Existing and future uses
There should be regulation to ensure that existing and future users of land can continue to enjoy their rights and interests in the land, including a mechanism for compensation.
Pastoral leases (access)
A land access agreement should be required by legislation, which must be signed by the pastoral lessee and the gas company before any onshore shale gas activity on pastoral land (including exploration). Any breach of this agreement would be a breach of the relevant approval giving rise to the petroleum activity being carried out on the land.
Pastoral leases (compensation)
The Government should consider implementing a mandatory minimum compensation scheme payable to pastoral lessees by reference to the number of wells drilled on the pastoral lease and the area of land cleared and rendered unavailable to the pastoral lessee.

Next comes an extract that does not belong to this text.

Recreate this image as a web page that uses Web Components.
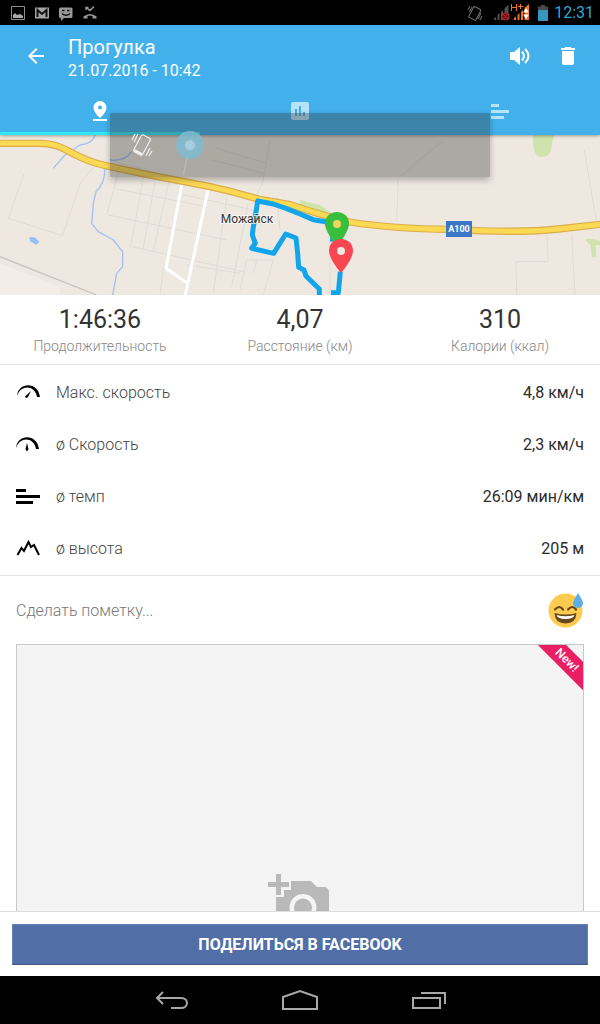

Sacred land and cultural impacts
Proposed reforms would include requiring an Authority Certificate (where necessary) from the Aboriginal Areas Protection Authority under the Northern Territory Sacred Sites Act (NT) before undertaking any onshore shale gas activity, amending legislation so that sub-surface formations can be included as a sacred site or a feature of a sacred site, and completion of a comprehensive assessment of the cultural impacts of any onshore shale gas development prior to the grant of any production licence.
A range of matters, information and results should be made publicly available, and public consultation required at various stages.
Cost of regulation
A full cost recovery system for the regulation of any onshore shale gas industry should be designed and implemented.
The Panel is now seeking feedback on the draft Final Report in the form of submissions and during the several public hearings which are to be held across the Territory in February 2018.
The Final Report is expected in March 2018. The NT Government has said that it would either ban fracking in the Northern Territory or allow it in highly regulated circumstances in tightly prescribed areas.